** Start RECORDED INFORMATION **

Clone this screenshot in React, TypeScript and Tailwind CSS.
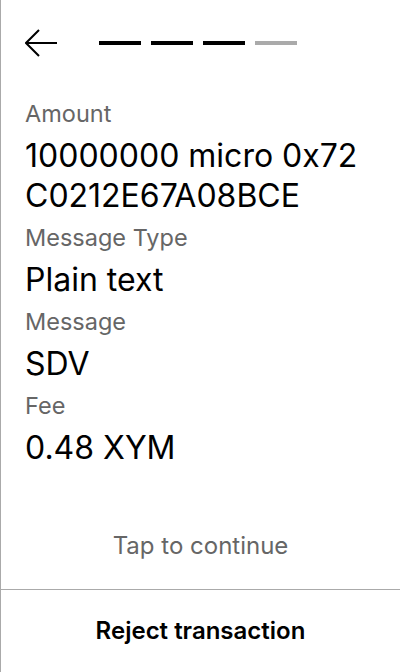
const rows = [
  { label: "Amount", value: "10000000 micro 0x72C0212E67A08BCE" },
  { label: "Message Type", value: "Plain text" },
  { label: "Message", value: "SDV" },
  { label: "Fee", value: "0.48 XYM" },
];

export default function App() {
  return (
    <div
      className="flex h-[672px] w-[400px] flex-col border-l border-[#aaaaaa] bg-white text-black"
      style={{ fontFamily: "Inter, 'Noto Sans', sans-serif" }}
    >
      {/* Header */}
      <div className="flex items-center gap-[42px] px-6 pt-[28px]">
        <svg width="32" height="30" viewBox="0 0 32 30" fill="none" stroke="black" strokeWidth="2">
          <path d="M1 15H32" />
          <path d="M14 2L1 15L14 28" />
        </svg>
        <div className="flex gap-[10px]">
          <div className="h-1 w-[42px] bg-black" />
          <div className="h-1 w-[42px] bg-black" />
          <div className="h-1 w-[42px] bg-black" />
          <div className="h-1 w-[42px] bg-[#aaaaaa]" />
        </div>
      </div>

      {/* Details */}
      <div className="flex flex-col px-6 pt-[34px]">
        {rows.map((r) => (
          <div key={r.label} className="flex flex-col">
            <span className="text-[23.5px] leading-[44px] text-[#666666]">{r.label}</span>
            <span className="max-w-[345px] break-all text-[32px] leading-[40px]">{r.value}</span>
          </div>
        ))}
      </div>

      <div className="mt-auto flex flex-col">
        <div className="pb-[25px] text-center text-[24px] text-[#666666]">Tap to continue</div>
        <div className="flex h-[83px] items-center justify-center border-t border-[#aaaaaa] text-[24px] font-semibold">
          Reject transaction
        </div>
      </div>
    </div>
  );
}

** End RECORDED INFORMATION **

» **TASK TO CARRY OUT**
In the copy, include no pictures; restate the listing above exactly.

» **SOLUTION FOR THIS TASK**
Clone this screenshot in React, TypeScript and Tailwind CSS.
const rows = [
  { label: "Amount", value: "10000000 micro 0x72C0212E67A08BCE" },
  { label: "Message Type", value: "Plain text" },
  { label: "Message", value: "SDV" },
  { label: "Fee", value: "0.48 XYM" },
];

export default function App() {
  return (
    <div
      className="flex h-[672px] w-[400px] flex-col border-l border-[#aaaaaa] bg-white text-black"
      style={{ fontFamily: "Inter, 'Noto Sans', sans-serif" }}
    >
      {/* Header */}
      <div className="flex items-center gap-[42px] px-6 pt-[28px]">
        <svg width="32" height="30" viewBox="0 0 32 30" fill="none" stroke="black" strokeWidth="2">
          <path d="M1 15H32" />
          <path d="M14 2L1 15L14 28" />
        </svg>
        <div className="flex gap-[10px]">
          <div className="h-1 w-[42px] bg-black" />
          <div className="h-1 w-[42px] bg-black" />
          <div className="h-1 w-[42px] bg-black" />
          <div className="h-1 w-[42px] bg-[#aaaaaa]" />
        </div>
      </div>

      {/* Details */}
      <div className="flex flex-col px-6 pt-[34px]">
        {rows.map((r) => (
          <div key={r.label} className="flex flex-col">
            <span className="text-[23.5px] leading-[44px] text-[#666666]">{r.label}</span>
            <span className="max-w-[345px] break-all text-[32px] leading-[40px]">{r.value}</span>
          </div>
        ))}
      </div>

      <div className="mt-auto flex flex-col">
        <div className="pb-[25px] text-center text-[24px] text-[#666666]">Tap to continue</div>
        <div className="flex h-[83px] items-center justify-center border-t border-[#aaaaaa] text-[24px] font-semibold">
          Reject transaction
        </div>
      </div>
    </div>
  );
}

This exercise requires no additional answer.